DoH has caused several problems for enterprise networks and will likely continue to as I do not want nor desire my endpoints to be getting their DNS from CloudFlare, they need to use my servers that I configured at the network level

I should not have to manage and apply group policies for every browser so DNS works like expected


ODNS (Oblivious DNS) is another one: https://odns.cs.princeton.edu/

Still in the “academic research” phase, but it looks promising.


No, they are not doing dns over https because they can’t do raw tls (wtf?).

The reason for dns over https is that it doesn’t look different from any other https traffic so can’t be blocked to force use of the ISPs monetizing dns.

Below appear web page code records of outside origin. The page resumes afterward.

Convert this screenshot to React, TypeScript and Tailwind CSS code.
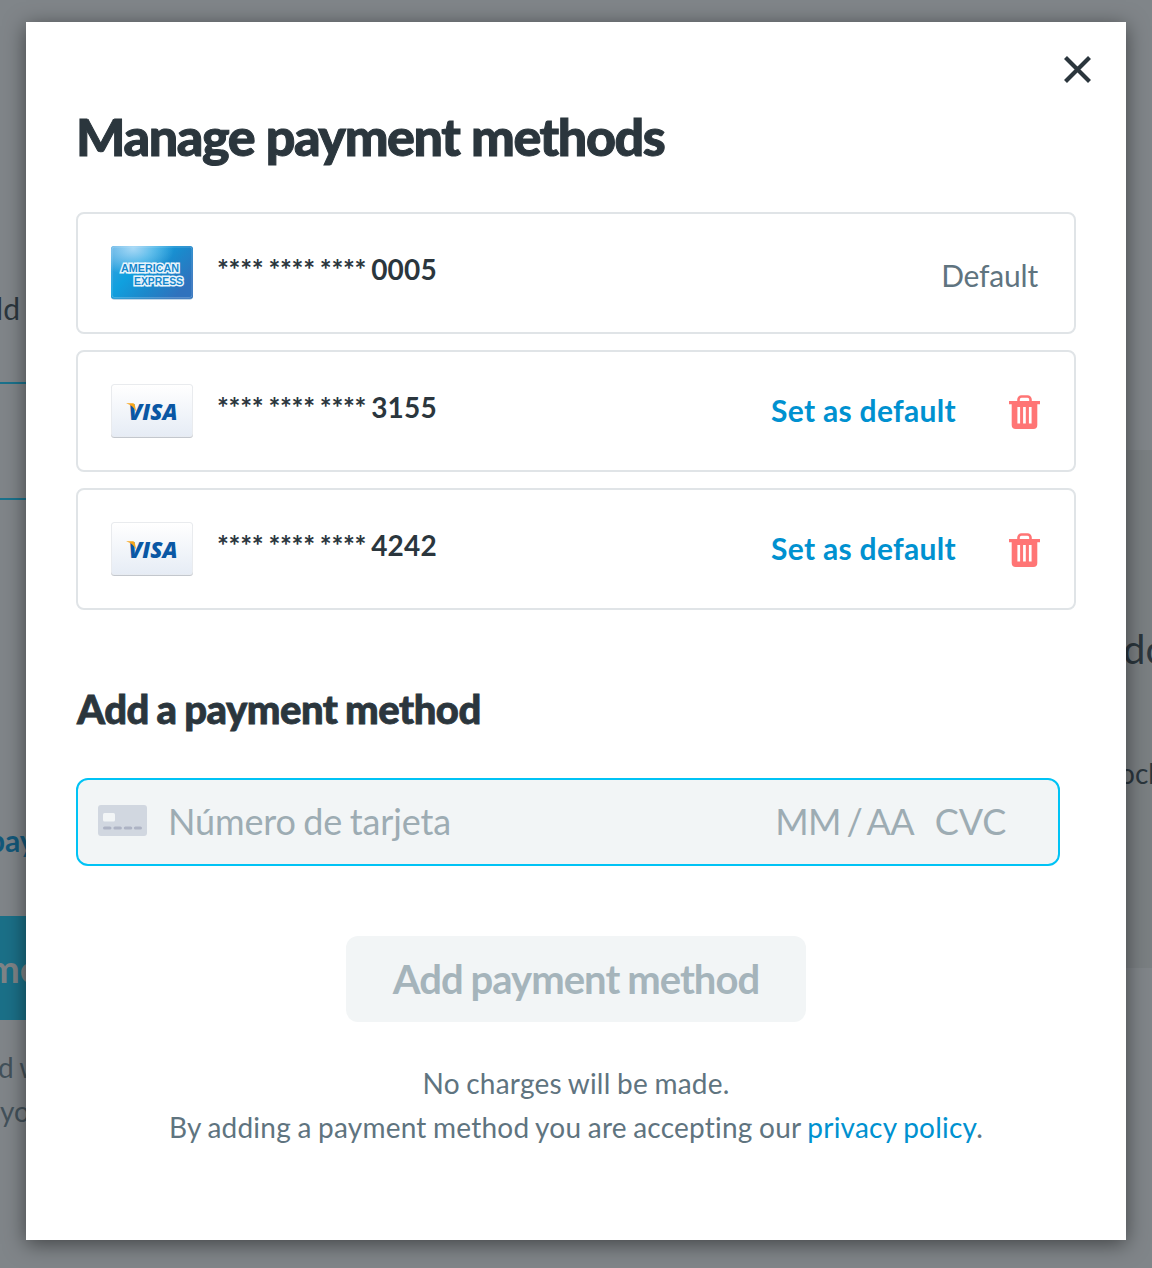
function AmexCard() {
  return (
    <svg width="84" height="56" viewBox="0 0 84 56" className="block">
      <defs>
        <linearGradient id="amexBase" x1="0" y1="0" x2="1" y2="0.6">
          <stop offset="0" stopColor="#3f9fdc" />
          <stop offset="0.4" stopColor="#10a0df" />
          <stop offset="0.7" stopColor="#1c88cb" />
          <stop offset="1" stopColor="#2f72bd" />
        </linearGradient>
        <radialGradient id="amexGlow" cx="0.27" cy="0.05" r="0.5">
          <stop offset="0" stopColor="#a6d8f6" />
          <stop offset="1" stopColor="#a6d8f6" stopOpacity="0" />
        </radialGradient>
      </defs>
      <rect x="1" y="2" width="82" height="52.600" rx="3" fill="#2a6da8" opacity="0.55" />
      <rect x="1" y="1" width="82" height="52.800" rx="3" fill="url(#amexBase)" />
      <rect x="1" y="1" width="82" height="52.800" rx="3" fill="url(#amexGlow)" />
      <rect x="2" y="2" width="80" height="50.500" rx="2.500" fill="none" stroke="#fff" strokeOpacity="0.2" />
      <g fontFamily="Liberation Sans" fontWeight="700" fontSize="11.500" fill="#1687cc" stroke="#e9f5fc" strokeWidth="3.200" strokeLinejoin="miter" strokeMiterlimit="2" paintOrder="stroke">
        <text x="11" y="27" textLength="58" lengthAdjust="spacingAndGlyphs">AMERICAN</text>
        <text x="24" y="39.800" textLength="49" lengthAdjust="spacingAndGlyphs">EXPRESS</text>
      </g>
    </svg>
  );
}

function VisaCard() {
  return (
    <svg width="84" height="56" viewBox="0 0 84 56" className="block">
      <defs>
        <linearGradient id="visaBase" x1="0" y1="0" x2="0" y2="1">
          <stop offset="0" stopColor="#ffffff" />
          <stop offset="1" stopColor="#e6ecf5" />
        </linearGradient>
      </defs>
      <rect x="1" y="2.500" width="82" height="52.500" rx="3.500" fill="#c3c7cd" />
      <rect x="1" y="1" width="82" height="53" rx="3.500" fill="#e9ebee" />
      <rect x="2" y="2" width="80" height="51.500" rx="2.500" fill="url(#visaBase)" />
      <text x="18.500" y="37" fontFamily="Open Sans" fontWeight="800" fontStyle="italic" fontSize="23" fill="#0a57a4" textLength="49" lengthAdjust="spacingAndGlyphs">VISA</text>
      <path d="M16.500 20.300h5.800c1.500 0 2.200.5 2.500 1.800l1.500 6.800c-1.700-3.800-5-7.200-9.800-8.400z" fill="#f9a51a" />
    </svg>
  );
}

function TrashIcon() {
  return (
    <svg width="32" height="36" viewBox="0 0 32 36" className="block">
      <path d="M9.500 7.500V5.500a3 3 0 0 1 3-3h6a3 3 0 0 1 3 3V7.500" fill="none" stroke="#ff7575" strokeWidth="2.600" />
      <path fillRule="evenodd" fill="#ff7575" d="M0 7h31v3.200H28.300V31a4 4 0 0 1-4 4H6.700a4 4 0 0 1-4-4V10.200H0zM8.400 13v16.500h2.700V13zM14.100 13v16.500h2.700V13zM19.900 13v16.500h2.700V13z" />
    </svg>
  );
}

function CloseIcon() {
  return (
    <svg width="28" height="28" viewBox="0 0 28 28" className="block">
      <path d="M1.500 1.500l24 24M25.500 1.500l-24 24" stroke="#2b363d" strokeWidth="4.200" />
    </svg>
  );
}

function CardGlyph() {
  return (
    <svg width="50" height="32" viewBox="0 0 50 32" className="block">
      <rect x="0" y="0" width="49" height="31" rx="3" fill="#d1d7e0" />
      <rect x="5" y="8" width="12" height="8.500" rx="1.500" fill="#f2f5f6" />
      <path d="M6.600 23h5.300M17 23h5.300M27.400 23h5.300M37.500 23h4.900" stroke="#adb3c4" strokeWidth="3.200" strokeLinecap="round" />
    </svg>
  );
}

const cards = [
  { brand: "amex", last4: "0005", isDefault: true },
  { brand: "visa", last4: "3155", isDefault: false },
  { brand: "visa", last4: "4242", isDefault: false },
];

export default function App() {
  return (
    <div className="relative h-[1268px] w-[1152px] overflow-hidden bg-[#808589] font-['Lato',sans-serif] text-[#2b363d]">
      <main className="flex h-full justify-between">
        <div className="flex w-[60px] flex-col">
          <p className="mt-[290px] flex h-9 w-5 justify-end text-[30px] leading-9">ld</p>
          <div className="mt-[56px] h-[118px] border-y-2 border-[#1b728c]" />
          <p className="-ml-3 mt-[322px] h-9 text-[30px] font-bold leading-9 text-[#13587a]">pay</p>
          <div className="mt-[58px] flex h-[104px] items-center bg-[#1b7088] text-[38px] font-bold text-[#7f8487]">
            <span className="-ml-3">me</span>
          </div>
          <p className="-ml-0.5 mt-[25px] h-11 whitespace-nowrap text-[28px] leading-[44px] tracking-[-0.5px] text-[#43515a]">d w</p>
          <p className="h-11 text-[28px] leading-[44px] text-[#43515a]">you</p>
        </div>
        <div className="mt-[450px] flex h-[518px] w-[60px] flex-col bg-[#7a7f82] pl-[31px]">
          <p className="mt-[175px] h-12 text-[40px] leading-[48px]">do</p>
          <p className="-ml-1 mt-[82px] h-9 text-[28px] leading-9">ock</p>
        </div>
      </main>

      <section className="absolute left-[26px] top-[22px] flex h-[1218px] w-[1100px] flex-col bg-white px-[50px] shadow-[0_4px_20px_rgba(0,0,0,0.5)]">
        <div className="-mr-4 flex h-[78px] items-center justify-end pt-[17px]">
          <button aria-label="Close"><CloseIcon /></button>
        </div>
        <h1 className="mt-1 h-16 whitespace-nowrap text-[52px] font-black leading-[64px] tracking-[-1.400px] [-webkit-text-stroke:1px_#2b363d] [word-spacing:0.500px]">Manage payment methods</h1>
        <ul className="mt-11 flex flex-col gap-4">
          {cards.map((c) => (
            <li key={c.last4} className="flex h-[122px] items-center rounded-lg border-2 border-[#e0e4e7] pl-8 pr-[33px]">
              {c.brand === "amex" ? <AmexCard /> : <VisaCard />}
              <span className="mb-2 ml-[23px] flex-1 text-[28px] font-bold leading-9 tracking-[-0.3px] [word-spacing:-1.500px]">
                **** **** **** <span className="tracking-[0.150px]">{c.last4}</span>
              </span>
              {c.isDefault ? (
                <span className="mr-[3px] mt-[3px] text-[30px] leading-[38px] tracking-[-0.2px] text-[#5f747f]">Default</span>
              ) : (
                <>
                  <button className="mb-0.5 text-[30px] font-bold leading-10 tracking-[0.3px] text-[#0091d0]">Set as default</button>
                  <button aria-label="Delete" className="ml-[53px] mt-px"><TrashIcon /></button>
                </>
              )}
            </li>
          ))}
        </ul>
        <h2 className="mt-[75px] h-12 pl-px text-[40px] font-black leading-[48px] tracking-[-0.500px] [-webkit-text-stroke:0.8px_#2b363d] [word-spacing:-1.300px]">Add a payment method</h2>
        <div className="mt-[45px] flex h-[88px] w-[984px] items-center rounded-xl border-2 border-[#00c3f5] bg-[#f2f5f6] pb-[3px] pl-5 text-[36px] text-[#9dacb3]">
          <CardGlyph />
          <span className="ml-5 flex-1 tracking-[-0.150px] [word-spacing:-1.500px]">Número de tarjeta</span>
          <span className="tracking-[-0.700px] [word-spacing:-2.800px]">MM / AA</span>
          <span className="ml-[21px] mr-[52px] tracking-[-0.200px]">CVC</span>
        </div>
        <button className="mt-[70px] h-[86px] w-[460px] self-center rounded-xl bg-[#f2f5f6] text-[40px] font-bold tracking-[-0.950px] text-[#a5b4bb] [word-spacing:-1px]">Add payment method</button>
        <p className="mt-[39px] whitespace-nowrap text-center text-[28px] leading-[44px] tracking-[0.220px] text-[#5f747f] [word-spacing:-0.900px]">
          No charges will be made.<br />
          By adding a payment method you are accepting our <a className="text-[#0091d0]">privacy policy</a>.
        </p>
      </section>
    </div>
  );
}
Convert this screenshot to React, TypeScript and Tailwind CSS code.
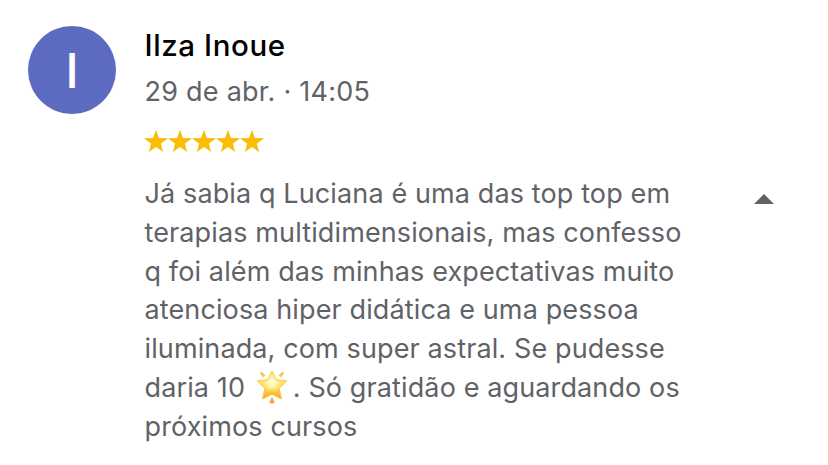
const lines = [
  "Já sabia q Luciana é uma das top top em",
  "terapias multidimensionais, mas confesso",
  "q foi além das minhas expectativas muito",
  "atenciosa hiper didática e uma pessoa",
  "iluminada, com super astral. Se pudesse",
];

function Star() {
  return (
    <svg viewBox="0 0 24 22" className="h-[22px] w-6" fill="#fbbc04">
      <path d="M12 0l2.9 8.1 9.1.2-7.2 5.5 2.5 8.2-7.3-4.9L4.7 22l2.5-8.2L0 8.3l9.1-.2z" />
    </svg>
  );
}

function GlowingStar() {
  return (
    <svg viewBox="0 0 32 34" className="mr-[5px] ml-[3px] inline-block h-[34px] w-8 align-[-7px]" aria-label="🌟">
      <defs>
        <linearGradient id="glow" x1="0" y1="0" x2="0" y2="1">
          <stop offset="0" stopColor="#ffe27a" />
          <stop offset="0.55" stopColor="#ffe04e" />
          <stop offset="1" stopColor="#fba322" />
        </linearGradient>
        <radialGradient id="shine" cx="0.5" cy="0.4" r="0.42">
          <stop offset="0" stopColor="#fffce0" />
          <stop offset="0.45" stopColor="#fff6b0" stopOpacity="0.9" />
          <stop offset="1" stopColor="#ffef80" stopOpacity="0" />
        </radialGradient>
      </defs>
      <path d="M5 1.6l4.3 3.2q-.6 1.9-2.8 2.4L4.1 2.7zM27 1.6l-4.3 3.2q.6 1.9 2.8 2.4l2.4-4.5z" fill="#fbc843" />
      <path d="M16 26.8l2.7 5.6q-2.7 2-5.4 0z" fill="#f7a326" />
      <path
        d="M16 1l4.3 8.7 10.5 1.2-7.6 7.4L25.5 29 16 24.2 6.5 29l2.3-10.7-7.6-7.4 10.5-1.2z"
        fill="url(#glow)"
        stroke="#f9bd3c"
        strokeWidth="0.8"
        strokeLinejoin="round"
      />
      <path d="M16 2.5l4 8 9 1.2-6.5 6.3 2 9L16 23l-8.5 4 2-9L3 11.7l9-1.2z" fill="url(#shine)" />
    </svg>
  );
}

export default function App() {
  return (
    <article className="flex h-[465px] w-[828px] bg-white pt-[26px] pl-7 font-['Inter',sans-serif] text-[#5f6368]">
      <div className="flex size-[88px] shrink-0 items-center justify-center rounded-full bg-[#5c6bc0] pt-0.5 text-[48px] font-medium text-white">
        I
      </div>
      <div className="ml-7 w-[580px] shrink-0 pl-[0.5px] text-[27px] tracking-[0.12px]">
        <h1 className="w-fit text-[29.5px] leading-[39px] font-medium tracking-[0.6px] text-black">Ilza Inoue</h1>
        <p className="mt-[7px] w-fit leading-10 tracking-[0.25px]">29 de abr. · 14:05</p>
        <div className="mt-[18px] -ml-[0.5px] flex">
          <Star />
          <Star />
          <Star />
          <Star />
          <Star />
        </div>
        <div className="mt-[23px] leading-[38.8px] whitespace-nowrap">
          {lines.map((line) => (
            <p key={line} className="w-fit">{line}</p>
          ))}
          <p className="h-[38.8px] w-fit">
            daria 10 <GlowingStar />. Só gratidão e aguardando os
          </p>
          <p className="w-fit">próximos cursos</p>
        </div>
      </div>
      <svg viewBox="0 0 20 10" className="mt-[168px] ml-[30px] h-2.5 w-5" fill="#5f6368">
        <path d="M0 10L10 0l10 10z" />
      </svg>
    </article>
  );
}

It should be plainly obvious to anyone that application level software is able to perform raw tls connections.

This isn’t a DoT is better/worse than DoH comment, it’s merely saying that the states reason for chrome and Firefox doing DoH is blatantly wrong, and the rest of the argument is predicated on that incorrect reason.


Obligatory post when this comes up of a presentation by Paul Vixie, who was responsible for BIND from 1989 to 1999 and very involved in forming dns protocols since then.

Paul Vixie talks about DNS over HTTPS (EuroBSDCon, Oct 27, 2019) https://www.youtube.com/watch?v=ZxTdEEuyxHU

The way he approaches this I think is fundamentally correct, it is both a technical and political subject.


Paul Vixie is deeply wrong about DoH, and the logic he uses to describe the control he demands over his local network (which he runs with apparently the same rigor that Allstate runs their corp net) isn't coherent: he's required to concede that he doesn't have control over all his machines (else he could just do what serious security teams do and manage his machines centrally, and wouldn't have control problems with DoH), but he's giving them all access to his network anyways (else DoH wouldn't matter to begin with).

Consider carefully why you think his approach is fundamentally correct. His talk opens with multiple slides talking about how improved performance is relevant only for serving advertisements. That's an alarming thing for an influential standards person to say out loud.